Tuccillo also discussed demographic trends for the next market cycle, and said that real estate professionals are going to need to step up their game to appeal to Generation X and Generation Y buyers. Web sites such as craigslist.org, if they gain more market traction, threaten to take more transactions away from Realtors, he said.

“The issue here is getting into and understanding new technologies and new channels of communication. They will become an increasing part of your life. Tinkering with your Web site is not going to do it.”

He also said, “You have to make sure that everything you do, everything your agents do, has to be about the customer and not about them.” And consumers are seeking “world-class” service, convenience and efficiency, he said.

Meanwhile, NAR announced today that its Pending Home Sales Index, a forward-looking indicator based on purchase contracts signed in September, rose 0.2 percent from August to September. The latest index is now at 85.7, up from 85.5 in August.

An index of 100 is equal to the average level of contract activity during 2001, which was the first year to be examined in the index and the first of five consecutive record years for existing-home sales.

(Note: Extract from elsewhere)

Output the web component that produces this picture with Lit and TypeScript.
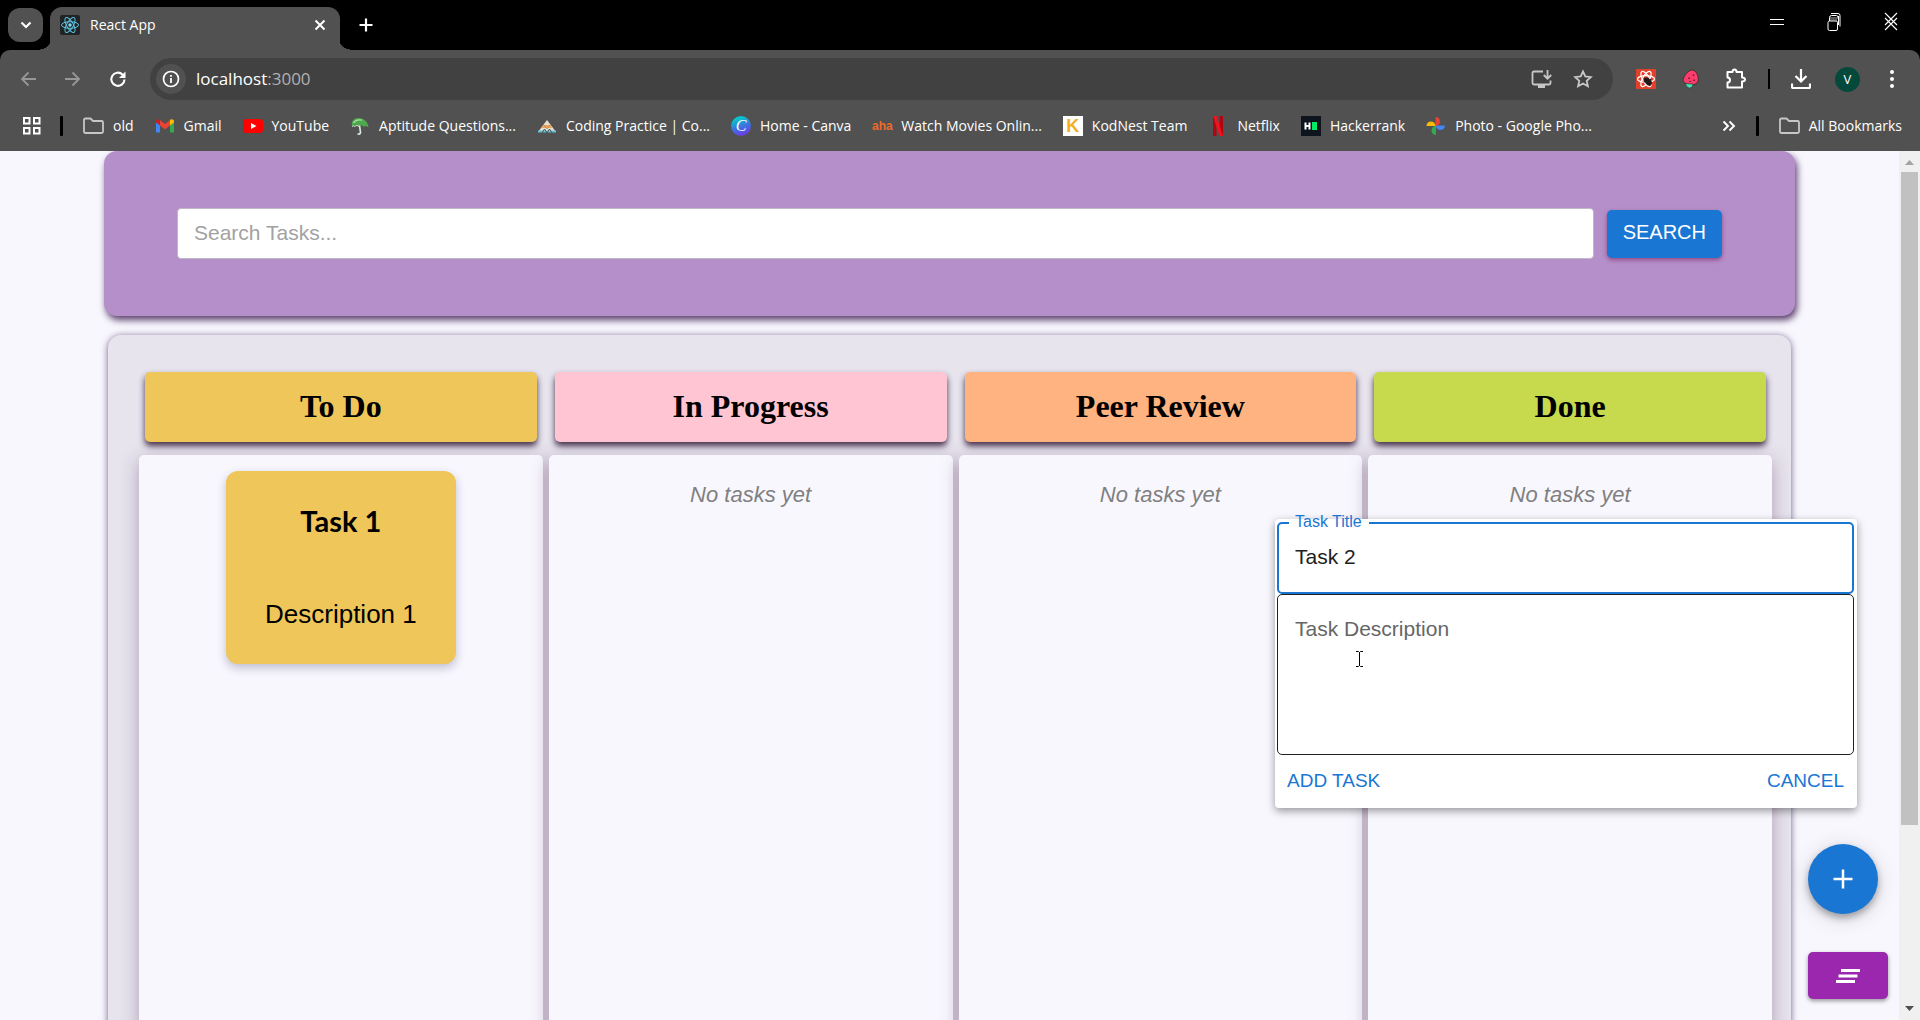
import { LitElement, html, css, svg, TemplateResult } from "lit";
import { customElement, property, state } from "lit/decorators.js";

const icon = (name: string, w: number, h: number, body: TemplateResult, box = `0 0 ${w} ${h}`) =>
  html`<svg class=${name} width=${w} height=${h} viewBox=${box} aria-hidden="true">${body}</svg>`;

const folderIcon = icon("ic", 21, 20, svg`<path d="M1 4q0-1.500 1.500-1.500h5l2.500 2.500h8.500q1.500 0 1.500 1.500v9q0 1.500-1.500 1.500h-16q-1.500 0-1.500-1.500z" fill="none" stroke="#c7c7c7" stroke-width="1.800"/>`);

const bookmarkIcons: Record<string, TemplateResult> = {
  folder: folderIcon,
  gmail: icon("ic", 20, 20, svg`
    <path d="M1 6v10.500h4V9z" fill="#4285f4"/><path d="M15 9v7.500h4V6z" fill="#34a853"/>
    <path d="M1 5.500C1 3.200 3.500 2.500 5 3.800V9.500L1 6.500z" fill="#c5221f"/>
    <path d="M5 4l5 4 5-4v5.500l-5 4-5-4z" fill="#ea4335"/>
    <path d="M15 3.800c1.500-1.300 4-.6 4 1.700v1l-4 3z" fill="#fbbc04"/>`),
  youtube: icon("ic", 20, 20, svg`<rect y="3" width="20" height="14" rx="3.500" fill="#f00"/><path d="M8 7l5.500 3L8 13z" fill="#fff"/>`),
  umbrella: icon("ic", 20, 20, svg`
    <path d="M2 10C1 5 4 2 8.500 2 13.500 2 18 5.500 18.500 11.500c-1.500-1.800-3-2-4.500-.8C12.500 9.500 10.500 9 9 10.300 7.500 8.300 5.500 8.500 4.500 10 3.500 9.300 2.800 9.400 2 10z" fill="#4fa84c"/>
    <path d="M3.500 7C5 4.500 8 3.300 12 4.200" fill="none" stroke="#a4e29f" stroke-width="1.300"/>
    <path d="M2 10.500q1.500-1.500 2.500 0 2.500-2.500 4.500 0" fill="none" stroke="#d5ecd3" stroke-width="1"/>
    <path d="M9.500 9.500l1 6.800q-.3 2.500-3 1.400" fill="none" stroke="#d9e6dc" stroke-width="1.700"/>`),
  ninjas: icon("ic", 20, 20, svg`
    <path d="M10 4l9 12H1z" fill="#e6e0cf"/><path d="M6.500 9h7l2 3H4.300z" fill="#f0a35a"/>
    <path d="M1 14.500h18v2H1z" fill="#63c3d8"/><path d="M5 17l2.500-4 2.500 4 2.500-4 2.500 4" stroke="#515151" stroke-width="1" fill="none"/>
    <path d="M7 9l3 4 3-4" stroke="#8a8071" stroke-width=".6" fill="none"/>`),
  canva: html`<span class="ic badge canva">C</span>`,
  aha: html`<span class="ic badge aha">aha</span>`,
  kod: html`<span class="ic badge kod">K</span>`,
  netflix: icon("ic", 20, 20, svg`<path d="M5 0h3.500v20H5z" fill="#b1060f"/><path d="M11.500 0H15v20h-3.500z" fill="#b1060f"/><path d="M5 0h3.500L15 20h-3.500z" fill="#f0121d"/>`),
  hacker: icon("ic", 20, 20, svg`<rect width="20" height="20" fill="#0e141e"/><path d="M4.500 6.500v7M8.500 6.500v7M4.500 10h4" stroke="#fff" stroke-width="2" fill="none"/><rect x="11" y="6" width="5" height="8" fill="#00ea64"/>`),
  photos: icon("ic", 20, 20, svg`
    <path d="M9.500 10V1a4.500 4.500 0 0 1 0 9z" fill="#ea4335"/><path d="M10 9.500h9a4.500 4.500 0 0 1-9 0z" fill="#4285f4"/>
    <path d="M10 10v9a4.500 4.500 0 0 1 0-9z" fill="#34a853"/><path d="M9.500 10h-9a4.500 4.500 0 0 1 9 0z" fill="#fbbc04"/>`),
};

const bookmarks = [
  ["folder", "old"],
  ["gmail", "Gmail"],
  ["youtube", "YouTube"],
  ["umbrella", "Aptitude Questions..."],
  ["ninjas", "Coding Practice | Co..."],
  ["canva", "Home - Canva"],
  ["aha", "Watch Movies Onlin..."],
  ["kod", "KodNest Team"],
  ["netflix", "Netflix"],
  ["hacker", "Hackerrank"],
  ["photos", "Photo - Google Pho..."],
];

@customElement("browser-chrome")
class BrowserChrome extends LitElement {
  static styles = css`
    :host { display: block; background: #000; color: #fff; font: 14px/20px "Open Sans", "Noto Sans", sans-serif; }
    * { box-sizing: border-box; }
    button { background: none; border: 0; padding: 0; margin: 0; color: inherit; font: inherit; display: flex; align-items: center; justify-content: center; }
    a { color: inherit; text-decoration: none; }
    svg { display: block; flex: none; }
    .strip { display: flex; height: 50px; padding: 7px 20px 0 8px; }
    .tab-search { width: 35px; height: 34px; margin: 1px 7px 0 0; border-radius: 12px; background: #515151; }
    .tab { position: relative; display: flex; align-items: center; width: 290px; height: 43px; padding: 0 12px 7px 10px; background: #515151; border-radius: 12px 12px 0 0; }
    .tab::before, .tab::after { content: ""; position: absolute; bottom: 0; width: 14px; height: 8px; }
    .tab::before { right: 100%; background: radial-gradient(ellipse 14px 8px at 0 0, transparent 98%, #515151 100%); }
    .tab::after { left: 100%; background: radial-gradient(ellipse 14px 8px at 100% 0, transparent 98%, #515151 100%); }
    .tab-title { flex: 1; padding-left: 10px; }
    .close { width: 16px; height: 20px; }
    .new { width: 20px; height: 36px; margin-left: 16px; }
    .controls { margin-left: auto; display: flex; gap: 39px; height: 30px; }
    .controls button { width: 18px; }
    .toolbar { display: flex; align-items: center; height: 50px; padding: 8px 22px 0 19px; background: #515151; border-radius: 10px 10px 0 0; }
    .nav { display: flex; gap: 27px; width: 131px; height: 42px; }
    .nav button { width: 18px; }
    .omni { flex: 1; display: flex; align-items: center; height: 42px; padding: 0 20px 0 6px; background: #414141; border-radius: 21px; }
    .info { width: 30px; height: 30px; border-radius: 15px; background: #515151; }
    .url { flex: 1; min-width: 0; padding: 0 10px; font-size: 17px; line-height: 24px; }
    .port { color: #b0b0b0; }
    .omni-tools { display: flex; gap: 20px; }
    .tools { display: flex; align-items: center; margin-left: 22px; }
    .tools button { width: 22px; height: 30px; margin-right: 23px; }
    .sep { width: 2px; height: 20px; margin: 0 20px 0 -2px; background: #000; }
    .tools .avatar { width: 25px; height: 25px; margin-right: 21px; border-radius: 50%; background: #04493c; font-size: 13px; }
    .tools .menu { width: 6px; margin: 0 3px 0 8px; }
    .marks { display: flex; align-items: center; height: 51px; padding: 0 18px 0 23px; background: #515151; }
    .marks .bar { width: 3px; height: 20px; background: #000; margin: 0 20px 0 19px; border-radius: 1px; }
    .links { flex: 1; display: flex; gap: 21px; min-width: 0; overflow: hidden; }
    .mark { display: flex; align-items: center; gap: 9px; white-space: nowrap; }
    .more { width: 16px; height: 20px; }
    .badge { display: flex; align-items: center; justify-content: center; width: 20px; height: 20px; }
    .canva { border-radius: 50%; background: linear-gradient(160deg, #08c3cc 20%, #3f6fe0 55%, #7d2ae8); font: italic 16px/20px "Liberation Serif", serif; }
    .aha { color: #f26a2a; font: bold 12px/20px "Liberation Sans", sans-serif; }
    .kod { background: #fff; color: #f2b01e; font: bold 18px/20px "Liberation Sans", sans-serif; }
  `;

  render() {
    return html`
      <div class="strip">
        <button class="tab-search" aria-label="Search tabs">${icon("i", 12, 8, svg`<path d="M1.500 1.500L6 6l4.500-4.500" fill="none" stroke="#fff" stroke-width="2.200"/>`)}</button>
        <div class="tab">
          ${icon("fav", 20, 20, svg`<rect width="20" height="20" rx="2" fill="#212427"/>
            <g fill="none" stroke="#5bc4e0" stroke-width="1"><ellipse cx="10" cy="10" rx="8.500" ry="3.300"/>
            <ellipse cx="10" cy="10" rx="8.500" ry="3.300" transform="rotate(60 10 10)"/>
            <ellipse cx="10" cy="10" rx="8.500" ry="3.300" transform="rotate(120 10 10)"/></g><circle cx="10" cy="10" r="1.700" fill="#7fdcf5"/>`)}
          <span class="tab-title">React App</span>
          <button class="close" aria-label="Close tab">${icon("i", 12, 12, svg`<path d="M1.500 1.500l9 9m0-9l-9 9" stroke="#fff" stroke-width="2"/>`)}</button>
        </div>
        <button class="new" aria-label="New tab">${icon("i", 14, 14, svg`<path d="M7 .5v13M.5 7h13" stroke="#fff" stroke-width="2.200"/>`)}</button>
        <div class="controls">
          <button aria-label="Minimize">${icon("i", 14, 14, svg`<path d="M0 4.500h14M0 9.500h14" stroke="#fff" stroke-width="1.200"/>`)}</button>
          <button aria-label="Restore">${icon("i", 14, 20, svg`<g fill="none" stroke="#fff"><path d="M4 1.500h7q2 0 2 2V14.500M11.500 4v9"/><path d="M2.500 9V5.500q0-2 2-2h5q1.500 0 1.500 2"/><rect x="1" y="9" width="9.500" height="9.500" rx="1.500"/><path d="M3 6h8M3 8h7" stroke="#aaa"/></g>`)}</button>
          <button aria-label="Close">${icon("i", 14, 20, svg`<path d="M1 1l12 12M13 1L1 13M1 6l12 12M13 6L1 18" stroke="#fff" stroke-width="1.100"/>`)}</button>
        </div>
      </div>
      <div class="toolbar">
        <div class="nav">
          <button aria-label="Back">${icon("i", 16, 16, svg`<path d="M8.500 1.500L2 8l6.500 6.500M2 8h14" fill="none" stroke="#979797" stroke-width="1.800"/>`)}</button>
          <button aria-label="Forward">${icon("i", 16, 16, svg`<path d="M7.500 1.500L14 8l-6.500 6.500M14 8H0" fill="none" stroke="#979797" stroke-width="1.800"/>`)}</button>
          <button aria-label="Reload">${icon("i", 18, 18, svg`<path d="M15.500 9.500A6.600 6.600 0 1 1 13.500 4.500L15.500 6.500" fill="none" stroke="#fff" stroke-width="2.100"/><path d="M16.500 1.500V8H10z" fill="#fff"/>`)}</button>
        </div>
        <div class="omni">
          <button class="info" aria-label="Site information">${icon("i", 18, 18, svg`<circle cx="9" cy="9" r="7.500" fill="none" stroke="#fff" stroke-width="1.700"/><path d="M9 8v5M9 5v1.800" stroke="#fff" stroke-width="1.800"/>`)}</button>
          <span class="url" role="textbox" aria-label="Address">localhost<span class="port">:3000</span></span>
          <div class="omni-tools">
            <button aria-label="Install app">${icon("i", 22, 20, svg`<g fill="none" stroke="#c7c7c7" stroke-width="1.800"><path d="M12 2.500H3Q1.500 2.500 1.500 4v10q0 1.500 1.500 1.500h15q1.500 0 1.500-1.500v-2.500"/><path d="M16.500 1v8.500M12.800 6l3.700 3.700L20.200 6"/></g><path d="M7 16h7v3H7z" fill="#c7c7c7"/>`)}</button>
            <button aria-label="Bookmark this tab">${icon("i", 20, 20, svg`<path d="M10 2.500l2.300 5 5.500.6-4.100 3.700 1.200 5.500L10 14.500l-4.900 2.800 1.200-5.500L2.200 8.100l5.500-.6z" fill="none" stroke="#c7c7c7" stroke-width="1.800"/>`)}</button>
          </div>
        </div>
        <div class="tools">
          <button aria-label="React Developer Tools">${icon("i", 20, 20, svg`<rect width="20" height="20" rx="1" fill="#e2402b"/>
            <g fill="none" stroke="#fff" stroke-width="1.200"><ellipse cx="10" cy="10" rx="8.500" ry="3.400"/><ellipse cx="10" cy="10" rx="8.500" ry="3.400" transform="rotate(60 10 10)"/><ellipse cx="10" cy="10" rx="8.500" ry="3.400" transform="rotate(120 10 10)"/></g>
            <ellipse cx="12" cy="12.500" rx="4.500" ry="3" transform="rotate(45 12 12.500)" fill="#24171a"/><path d="M9 8.500l-1 5M8 10.500l5-1M11 16l4-6M13.500 17l1.500-3" stroke="#24171a" stroke-width="1.200"/>`)}</button>
          <button aria-label="Strawberry extension">${icon("i", 18, 20, svg`<path d="M10.500 1C14 1.500 16.500 6.500 16.300 10.500 16 14.500 13 16 8.500 15.500 4 15.300.8 13.500 1.200 10.500 2 6.500 6.500.8 10.500 1z" fill="#fb3d6c" stroke="#2b2b2b" stroke-width=".8"/><path d="M7 8.500v1.500M11.500 5.500v1.500M12 10.500v1.500M8 12v1" stroke="#5a1730" stroke-width="1.400"/><path d="M3.500 14.500l4 .5 3.500 0-.5 2.500-3 1.700L4.500 17.500z" fill="#4fe0b0" stroke="#233" stroke-width=".6"/>`)}</button>
          <button aria-label="Extensions">${icon("i", 22, 22, svg`<path d="M2.500 4h5q0-2.500 2-2.500t2 2.500h5.500v5.500q3 0 3 2t-3 2v6H2.500v-5q2.500 0 2.500-2.500T2.500 9.500z" fill="none" stroke="#fff" stroke-width="2" stroke-linejoin="round"/>`)}</button>
          <span class="sep"></span>
          <button aria-label="Downloads">${icon("i", 20, 20, svg`<path d="M10 0v12M4.500 7l5.500 5.500L15.500 7M1 14.500v3.500q0 1 1 1h16q1 0 1-1v-3.500" fill="none" stroke="#fff" stroke-width="2.200"/>`)}</button>
          <button class="avatar" aria-label="Profile">V</button>
          <button class="menu" aria-label="Menu">${icon("i", 4, 18, svg`<g fill="#fff"><circle cx="2" cy="2" r="2"/><circle cx="2" cy="9" r="2"/><circle cx="2" cy="16" r="2"/></g>`)}</button>
        </div>
      </div>
      <nav class="marks" aria-label="Bookmarks">
        <button aria-label="Apps">${icon("i", 18, 18, svg`<g fill="none" stroke="#fff" stroke-width="2"><rect x="1" y="1" width="5.500" height="5.500"/><rect x="11" y="1" width="5.500" height="5.500"/><rect x="1" y="11" width="5.500" height="5.500"/><rect x="11" y="11" width="5.500" height="5.500"/></g>`)}</button>
        <span class="bar"></span>
        <div class="links">
          ${bookmarks.map(([kind, text]) => html`<a class="mark" href="#">${bookmarkIcons[kind]}<span>${text}</span></a>`)}
        </div>
        <button class="more" aria-label="More bookmarks">${icon("i", 14, 12, svg`<path d="M1.500 1.500L6 6l-4.500 4.500M7.500 1.500L12 6l-4.500 4.500" fill="none" stroke="#fff" stroke-width="1.900"/>`)}</button>
        <span class="bar"></span>
        <a class="mark" href="#">${folderIcon}<span>All Bookmarks</span></a>
      </nav>
    `;
  }
}

interface Task { title: string; description: string; }
interface Lane { name: string; tone: string; tasks: Task[]; }

@customElement("task-lane")
class TaskLane extends LitElement {
  @property({ attribute: false }) lane!: Lane;

  static styles = css`
    :host { display: flex; flex-direction: column; gap: 13px; min-width: 0; font-family: "Liberation Sans", Arial, sans-serif; }
    .head { margin: 0 6px; height: 70px; border-radius: 5px; text-align: center; color: #000; font: bold 32px/68px "Liberation Serif", "Times New Roman", serif; box-shadow: 0 4px 6px rgba(40, 15, 45, 0.85); }
    .amber { background: #eec659; }
    .pink { background: #ffc5d3; }
    .orange { background: #ffb380; }
    .lime { background: #c7d94d; }
    .body { flex: 1; display: flex; flex-direction: column; align-items: center; padding: 16px; background: #f8f7fe; border-radius: 5px; box-shadow: 0 5px 18px rgba(110, 75, 110, 0.45); }
    .empty { margin: 8px 0 0; font-size: 22px; line-height: 32px; font-style: italic; color: #808080; }
    .card { display: flex; flex-direction: column; gap: 57px; box-sizing: border-box; padding: 32px 39px; height: 193px; border-radius: 12px; text-align: center; color: #000; box-shadow: 0 4px 10px rgba(60, 60, 100, 0.3); }
    h3 { margin: 0; font: bold 29px/36px "Comic Sans MS", Lato, "Open Sans", sans-serif; }
    p { margin: 0; font-size: 26px; line-height: 36px; }
  `;

  render() {
    const { name, tone, tasks } = this.lane;
    return html`
      <h2 class="head ${tone}">${name}</h2>
      <section class="body" aria-label=${name}>
        ${tasks.length
          ? tasks.map((t) => html`<article class="card ${tone}"><h3>${t.title}</h3><p>${t.description}</p></article>`)
          : html`<p class="empty">No tasks yet</p>`}
      </section>
    `;
  }
}

@customElement("task-form")
class TaskForm extends LitElement {
  static styles = css`
    :host { display: block; box-sizing: border-box; padding: 3px 3px 0 2px; background: #fff; border-radius: 4px; box-shadow: 0 3px 8px rgba(0, 0, 0, 0.4); font-family: "Liberation Sans", Arial, sans-serif; }
    * { box-sizing: border-box; }
    .field { position: relative; display: flex; }
    input, textarea { width: 100%; margin: 0; padding: 0 16px; border-radius: 5px; background: #fff; outline: 0; resize: none; color: #212121; font: 21px/30px "Liberation Sans", Arial, sans-serif; }
    input { height: 72px; border: 2px solid #1976d2; padding-bottom: 3px; }
    textarea { display: block; height: 161px; padding-top: 19px; border: 1px solid #212121; }
    label { position: absolute; }
    .floating { left: 12px; top: -10px; padding: 0 7px 0 6px; font-size: 16px; line-height: 20px; color: #1976d2; background: linear-gradient(#fff, #fff) no-repeat 0 10px / 100% 2px; }
    .resting { left: 18px; top: 20px; font-size: 21px; line-height: 30px; color: #666; }
    .pointer { position: absolute; left: 78px; top: 57px; }
    .actions { display: flex; justify-content: space-between; padding: 9px 0 11px; }
    button { height: 33px; padding: 0 10px; border: 0; background: none; color: #1976d2; text-transform: uppercase; font: 19px/33px "Liberation Sans", Arial, sans-serif; }
  `;

  render() {
    return html`
      <div class="field">
        <input id="title" type="text" value="Task 2" />
        <label class="floating" for="title">Task Title</label>
      </div>
      <div class="field">
        <textarea id="description"></textarea>
        <label class="resting" for="description">Task Description</label>
        <svg class="pointer" width="9" height="16" viewBox="0 0 9 16" aria-hidden="true"><path d="M1 .5h2.500l1 1 1-1H8M4.500 1v14M1 15.500h2.500l1-1 1 1H8" fill="none" stroke="#000"/></svg>
      </div>
      <div class="actions">
        <button type="button">Add Task</button>
        <button type="button">Cancel</button>
      </div>
    `;
  }
}

@customElement("app-root")
class AppRoot extends LitElement {
  @state() private lanes: Lane[] = [
    { name: "To Do", tone: "amber", tasks: [{ title: "Task 1", description: "Description 1" }] },
    { name: "In Progress", tone: "pink", tasks: [] },
    { name: "Peer Review", tone: "orange", tasks: [] },
    { name: "Done", tone: "lime", tasks: [] },
  ];

  static styles = css`
    :host { display: flex; flex-direction: column; height: 100vh; overflow: hidden; font-family: "Liberation Sans", Arial, sans-serif; }
    * { box-sizing: border-box; }
    .view { flex: 1; min-height: 0; display: flex; background: #f8f7fe; }
    .page { position: relative; flex: 1; min-width: 0; display: flex; flex-direction: column; gap: 19px; overflow: hidden; }
    .search { display: flex; align-items: center; gap: 13px; margin: 0 104px; padding: 57px 73px; border-radius: 13px; background: #b48fc9; box-shadow: 2px 4px 7px rgba(50, 15, 70, 0.8); }
    .search input { flex: 1; min-width: 0; height: 51px; padding: 0 16px 2px; border: 1px solid #c0b8c6; border-radius: 4px; background: #fff; outline: 0; font: 21px/30px "Liberation Sans", Arial, sans-serif; }
    .search input::placeholder { color: #a2a2a2; opacity: 1; }
    button { border: 0; color: #fff; }
    .search button { height: 48px; padding: 0 16px 4px; border-radius: 5px; background: #1976d2; text-transform: uppercase; font: 20px/44px "Liberation Sans", Arial, sans-serif; box-shadow: 0 2px 4px rgba(120, 20, 80, 0.55); }
    .board { flex: 1; display: grid; grid-template-columns: repeat(4, minmax(0, 1fr)); gap: 6px; margin: 0 108px -60px; padding: 37px 19px 0 31px; border-radius: 13px; background: #e7e4ee; box-shadow: 0 1px 7px rgba(60, 30, 85, 0.7); }
    .form { position: absolute; right: 42px; bottom: 212px; width: 582px; }
    .add, .clear { position: absolute; display: flex; align-items: center; justify-content: center; padding: 0; }
    .add { right: 21px; bottom: 106px; width: 70px; height: 70px; border-radius: 50%; background: #1976d2; box-shadow: 0 4px 7px rgba(0, 0, 0, 0.3), 0 4px 22px rgba(0, 0, 0, 0.15); }
    .clear { right: 11px; bottom: 21px; width: 80px; height: 47px; border-radius: 5px; background: #9b27af; box-shadow: 0 2px 4px rgba(0, 0, 0, 0.4); }
    .scroll { flex: none; width: 21px; display: flex; flex-direction: column; align-items: center; padding: 9px 0 9px; background: #f0f0f0; }
    .track { flex: 1; display: flex; margin: 7px 0; }
    .thumb { width: 17px; height: 79%; background: #c1c1c1; }
  `;

  render() {
    return html`
      <browser-chrome></browser-chrome>
      <div class="view">
        <main class="page">
          <form class="search" role="search">
            <input type="search" aria-label="Search Tasks" placeholder="Search Tasks..." />
            <button type="button">Search</button>
          </form>
          <div class="board">${this.lanes.map((lane) => html`<task-lane .lane=${lane}></task-lane>`)}</div>
          <task-form class="form" role="dialog" aria-label="New task"></task-form>
          <button class="add" type="button" aria-label="Add task">
            <svg width="20" height="20" viewBox="0 0 20 20"><path d="M10 .5v19M.5 10h19" stroke="#fff" stroke-width="2.500"/></svg>
          </button>
          <button class="clear" type="button" aria-label="Clear all">
            <svg width="24" height="14" viewBox="0 0 24 14"><path d="M5 1.500h19M2.500 7h19M0 12.500h19" stroke="#fff" stroke-width="2.800"/></svg>
          </button>
        </main>
        <div class="scroll" aria-hidden="true">
          <svg width="9" height="5" viewBox="0 0 9 5"><path d="M0 5l4.500-5L9 5z" fill="#a3a3a3"/></svg>
          <div class="track"><div class="thumb"></div></div>
          <svg width="9" height="5" viewBox="0 0 9 5"><path d="M0 0h9L4.500 5z" fill="#505050"/></svg>
        </div>
      </div>
    `;
  }
}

The PHSI in the Midwest rose 5.4 percent in September to 82.3 but is 14.4 percent below a year ago. In the South, the index increased 1.5 percent to 99.3 but is 19.7 percent lower than September 2006. The index in the West slipped 0.1 percent in September to 80.5 and is 25.6 percent below a year ago. In the Northeast, the index dropped 10.1 percent in September to 69.5 and is 23.1 percent below September 2006.